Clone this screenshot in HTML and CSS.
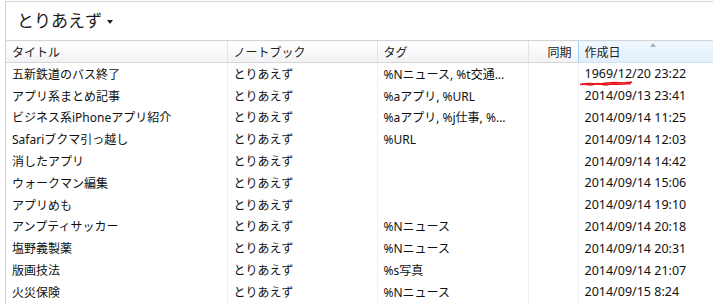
FILE: index.html
```html
<!DOCTYPE html>
<html lang="ja">
<head>
    <meta charset="UTF-8">
    <title>とりあえず</title>
    <link rel="stylesheet" href="styles.css">
</head>
<body>
    <div class="pane">
        <div class="notebook-title">とりあえず<span class="caret"></span></div>
        <table class="notes">
            <colgroup>
                <col class="col-title">
                <col class="col-book">
                <col class="col-tag">
                <col class="col-sync">
                <col class="col-date">
            </colgroup>
            <thead>
                <tr>
                    <th>タイトル</th>
                    <th>ノートブック</th>
                    <th>タグ</th>
                    <th class="right">同期</th>
                    <th class="sorted">作成日<span class="sort-arrow"></span></th>
                </tr>
            </thead>
            <tbody>
                <tr><td>五新鉄道のバス終了</td><td>とりあえず</td><td>%Nニュース, %t交通...</td><td></td><td class="date first">1969/12/20 23:22
                    <svg class="scribble" width="60" height="8" viewBox="0 0 60 8">
                        <polyline points="1,5.5 9,4.5 20,5 28,4 36,3.5 45,4 53,3" fill="none" stroke="#e8141c" stroke-width="1.5"/>
                        <polyline points="3,5 12,6 19,4.5 26,6 33,5 41,5.2 52,4.5" fill="none" stroke="#e8141c" stroke-width="1.4"/>
                        <polyline points="14,5 24,4.5 30,5.5 38,4.5" fill="none" stroke="#e8141c" stroke-width="1.2"/>
                    </svg>
                </td></tr>
                <tr><td>アプリ系まとめ記事</td><td>とりあえず</td><td>%aアプリ, %URL</td><td></td><td class="date">2014/09/13 23:41</td></tr>
                <tr><td>ビジネス系iPhoneアプリ紹介</td><td>とりあえず</td><td>%aアプリ, %j仕事, %...</td><td></td><td class="date">2014/09/14 11:25</td></tr>
                <tr><td>Safariブクマ引っ越し</td><td>とりあえず</td><td>%URL</td><td></td><td class="date">2014/09/14 12:03</td></tr>
                <tr><td>消したアプリ</td><td>とりあえず</td><td></td><td></td><td class="date">2014/09/14 14:42</td></tr>
                <tr><td>ウォークマン編集</td><td>とりあえず</td><td></td><td></td><td class="date">2014/09/14 15:06</td></tr>
                <tr><td>アプリめも</td><td>とりあえず</td><td></td><td></td><td class="date">2014/09/14 19:10</td></tr>
                <tr><td>アンプティサッカー</td><td>とりあえず</td><td>%Nニュース</td><td></td><td class="date">2014/09/14 20:18</td></tr>
                <tr><td>塩野義製薬</td><td>とりあえず</td><td>%Nニュース</td><td></td><td class="date">2014/09/14 20:31</td></tr>
                <tr><td>版画技法</td><td>とりあえず</td><td>%s写真</td><td></td><td class="date">2014/09/14 21:07</td></tr>
                <tr><td>火災保険</td><td>とりあえず</td><td>%Nニュース</td><td></td><td class="date">2014/09/15 8:24</td></tr>
            </tbody>
        </table>
    </div>
</body>
</html>
```

FILE: styles.css
```css
body {
    margin: 0;
    background: #fff;
    font-family: "Noto Sans", "Noto Sans CJK JP", sans-serif;
    color: #111;
    overflow: hidden;
}
.pane {
    margin: 1px 0 0 5px;
    border-top: 1px solid #d4d4d4;
    border-left: 1px solid #d4d4d4;
    height: 302px;
    overflow: hidden;
}
.notebook-title {
    height: 38px;
    line-height: 38px;
    padding-left: 11px;
    font-size: 17px;
    color: #1a1a1a;
}
.caret {
    display: inline-block;
    margin-left: 5px;
    vertical-align: middle;
    border-left: 3.5px solid transparent;
    border-right: 3.5px solid transparent;
    border-top: 4px solid #222;
}
.notes {
    border-collapse: collapse;
    table-layout: fixed;
    width: 712px;
    font-size: 12px;
}
.col-title { width: 221px; }
.col-book { width: 150px; }
.col-tag { width: 151px; }
.col-sync { width: 50px; }
.col-date { width: 140px; }
th {
    height: 21px;
    padding: 0 6px;
    font-weight: normal;
    text-align: left;
    color: #222;
    background: linear-gradient(#ffffff, #f1f2f4);
    border-top: 1px solid #d5d5d5;
    border-bottom: 1px solid #d5d5d5;
    border-left: 1px solid #e2e3e5;
}
th:first-child {
    border-left: none;
}
th.right {
    text-align: right;
}
th.sorted {
    position: relative;
    background: linear-gradient(#f3f9fe, #dfeefa);
    border-left: 1px solid #a2d0f0;
    border-bottom-color: #cfe3f2;
}
.sort-arrow {
    position: absolute;
    top: 2px;
    left: 71px;
    border-left: 3.5px solid transparent;
    border-right: 3.5px solid transparent;
    border-bottom: 4px solid #9fb4c8;
}
td {
    height: 21.8px;
    padding: 0 6px;
    white-space: nowrap;
    overflow: hidden;
    border-left: 1px solid #edf1f6;
}
td:first-child {
    border-left: none;
}
td.date {
    padding-left: 6px;
    font-size: 12.5px;
}
td.first {
    position: relative;
    overflow: visible;
}
.scribble {
    position: absolute;
    left: 0;
    top: 16px;
}
```
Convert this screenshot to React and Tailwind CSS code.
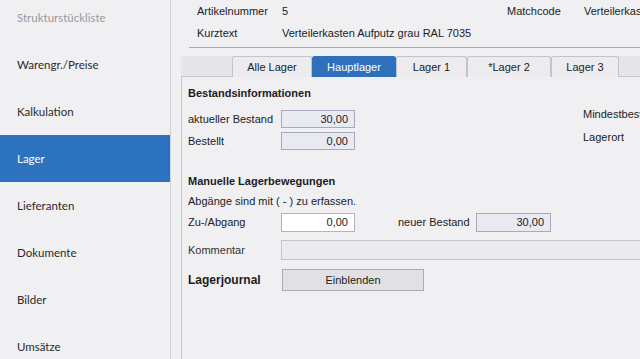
import React from 'react';

const navItems = [
    { label: 'Strukturstückliste', muted: true },
    { label: 'Warengr./Preise' },
    { label: 'Kalkulation' },
    { label: 'Lager', active: true },
    { label: 'Lieferanten' },
    { label: 'Dokumente' },
    { label: 'Bilder' },
    { label: 'Umsätze' },
];

const tabs = [
    { label: 'Alle Lager', w: 'w-[80px]' },
    { label: 'Hauptlager', w: 'w-[84px]', active: true },
    { label: 'Lager 1', w: 'w-[71px]' },
    { label: '*Lager 2', w: 'w-[84px]' },
    { label: 'Lager 3', w: 'w-[68px]' },
];

const Sidebar = () => (
    <nav className="w-[171px] shrink-0 bg-[#f0f0f2] border-r border-[#d2d2d6] font-['Lato',sans-serif] text-[11.5px]">
        <ul className="-mt-[6px]">
            {navItems.map((item) => (
                <li
                    key={item.label}
                    className={`h-[47px] flex items-center pl-[17px] ${
                        item.active ? 'bg-[#2d72be] text-white' : item.muted ? 'text-[#9a9a9e]' : 'text-[#2a2a2e]'
                    }`}
                >
                    {item.label}
                </li>
            ))}
        </ul>
    </nav>
);

const NumBox = ({ value, readOnly = true, className = 'w-[74px] h-[18px]' }) => (
    <div
        className={`${className} shrink-0 flex items-center justify-end pr-[6px] border ${
            readOnly ? 'bg-[#e9e9f2] border-[#a7a9bf]' : 'bg-white border-[#b4b4b8]'
        }`}
    >
        {value}
    </div>
);

const Header = () => (
    <div className="pl-[16px] pt-[3px]">
        <div className="grid grid-cols-[85px_225px_77px_1fr] h-[16px] items-center whitespace-nowrap">
            <span>Artikelnummer</span>
            <span>5</span>
            <span>Matchcode</span>
            <span>Verteilerkasten Aufputz</span>
        </div>
        <div className="grid grid-cols-[85px_1fr] h-[16px] mt-[6px] items-center whitespace-nowrap">
            <span>Kurztext</span>
            <span>Verteilerkasten Aufputz grau RAL 7035</span>
        </div>
        <div className="ml-[-8px] mt-[6px] h-px bg-[#a9a9ad]"></div>
    </div>
);

const TabStrip = () => (
    <div className="mt-[8px] h-[21px] flex items-end bg-[#e6e6e8] border-b border-[#c9c9cc] pl-[51px]">
        {tabs.map((t) => (
            <div
                key={t.label}
                className={`${t.w} h-[21px] -mb-px flex items-center justify-center rounded-t-[3px] border border-b-0 ${
                    t.active
                        ? 'bg-[#2e70bb] border-[#2e70bb] text-white'
                        : 'bg-[#ececee] border-[#c4c4c8] text-[#222]'
                }`}
            >
                {t.label}
            </div>
        ))}
    </div>
);

const StockPanel = () => (
    <div className="flex-1 border-l border-[#c7c7cb] bg-[#f0eff2] pl-[6px] pt-[8px]">
        <h2 className="h-[16px] flex items-center font-bold">Bestandsinformationen</h2>

        <div className="flex items-start mt-[5px]">
            <div className="w-[167px] shrink-0 pt-[4px] flex flex-col gap-[4px]">
                <div className="flex items-center">
                    <span className="w-[93px] shrink-0">aktueller Bestand</span>
                    <NumBox value="30,00" />
                </div>
                <div className="flex items-center">
                    <span className="w-[93px] shrink-0">Bestellt</span>
                    <NumBox value="0,00" />
                </div>
            </div>
            <div className="ml-[228px] flex flex-col gap-[7px] whitespace-nowrap">
                <span className="h-[16px] flex items-center">Mindestbestand</span>
                <span className="h-[16px] flex items-center">Lagerort</span>
            </div>
        </div>

        <h2 className="h-[16px] mt-[23px] flex items-center font-bold">Manuelle Lagerbewegungen</h2>
        <p className="h-[16px] mt-[4px] flex items-center">Abgänge sind mit ( - ) zu erfassen.</p>

        <div className="flex items-center mt-[4px] h-[19px]">
            <span className="w-[93px] shrink-0">Zu-/Abgang</span>
            <NumBox value="0,00" readOnly={false} className="w-[74px] h-[19px]" />
            <span className="ml-[43px] w-[78px] shrink-0 whitespace-nowrap">neuer Bestand</span>
            <NumBox value="30,00" className="w-[75px] h-[19px]" />
        </div>

        <div className="flex items-center mt-[8px] h-[20px]">
            <span className="w-[93px] shrink-0 text-[#333]">Kommentar</span>
            <div className="w-[400px] shrink-0 h-[20px] bg-[#ebebed] border border-r-0 border-[#c6c6ca]"></div>
        </div>

        <div className="flex items-center mt-[9px]">
            <span className="w-[94px] shrink-0 font-bold text-[12px]">Lagerjournal</span>
            <button className="w-[142px] h-[22px] bg-[#e1e1e3] border border-[#adadb0] text-[#222]">
                Einblenden
            </button>
        </div>
    </div>
);

export default function App() {
    return (
        <div className="w-[640px] h-[359px] overflow-hidden flex bg-[#f0eff2] text-[#1c1c1e]">
            <Sidebar />
            <main className="flex-1 min-w-0 flex flex-col pl-[10px] font-['Liberation_Sans',Arial,sans-serif] text-[11px]">
                <Header />
                <TabStrip />
                <StockPanel />
            </main>
        </div>
    );
}
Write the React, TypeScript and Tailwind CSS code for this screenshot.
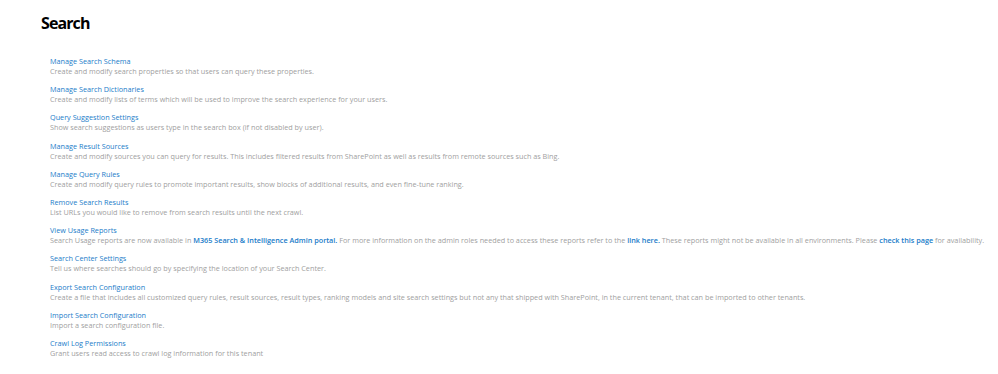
import React from "react"

type Item = { title: string; desc: React.ReactNode }

const A = ({ children }: { children: React.ReactNode }) => (
    <a className="text-[#1a7cc9] font-semibold">{children}</a>
)

const items: Item[] = [
    { title: "Manage Search Schema", desc: "Create and modify search properties so that users can query these properties." },
    { title: "Manage Search Dictionaries", desc: "Create and modify lists of terms which will be used to improve the search experience for your users." },
    { title: "Query Suggestion Settings", desc: "Show search suggestions as users type in the search box (if not disabled by user)." },
    { title: "Manage Result Sources", desc: "Create and modify sources you can query for results. This includes filtered results from SharePoint as well as results from remote sources such as Bing." },
    { title: "Manage Query Rules", desc: "Create and modify query rules to promote important results, show blocks of additional results, and even fine-tune ranking." },
    { title: "Remove Search Results", desc: "List URLs you would like to remove from search results until the next crawl." },
    {
        title: "View Usage Reports",
        desc: (
            <>
                Search Usage reports are now available in <A>M365 Search &amp; Intelligence Admin portal.</A> For more information on the admin roles needed to access these reports refer to the <A>link here.</A> These reports might not be available in all environments. Please <A>check this page</A> for availability.
            </>
        ),
    },
    { title: "Search Center Settings", desc: "Tell us where searches should go by specifying the location of your Search Center." },
    { title: "Export Search Configuration", desc: "Create a file that includes all customized query rules, result sources, result types, ranking models and site search settings but not any that shipped with SharePoint, in the current tenant, that can be imported to other tenants." },
    { title: "Import Search Configuration", desc: "Import a search configuration file." },
    { title: "Crawl Log Permissions", desc: "Grant users read access to crawl log information for this tenant" },
]

export default function App() {
    return (
        <div className="w-[998px] h-[374px] bg-white overflow-hidden font-['Open_Sans',sans-serif]">
            <h1 className="pl-[41px] pt-[11px] text-[16px] leading-[24px] font-bold tracking-[-0.9px] text-black">Search</h1>
            <div className="flex flex-col gap-[8.2px] pl-[50px] pt-[21px]">
                {items.map((it) => (
                    <div key={it.title} className="flex flex-col">
                        <a className="text-[7.25px] leading-[10px] text-[#1a7cc9] whitespace-nowrap">{it.title}</a>
                        <p className="text-[7.25px] leading-[10px] text-[#a0a0a0] whitespace-nowrap">{it.desc}</p>
                    </div>
                ))}
            </div>
        </div>
    )
}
※
The request
Make an exact copy of the lines from the one holding "Convert this screenshot" through the one holding "import React from 'react';", end lines included, without the pictures.

Solved problem
Convert this screenshot to React and Tailwind CSS code.
import React from 'react';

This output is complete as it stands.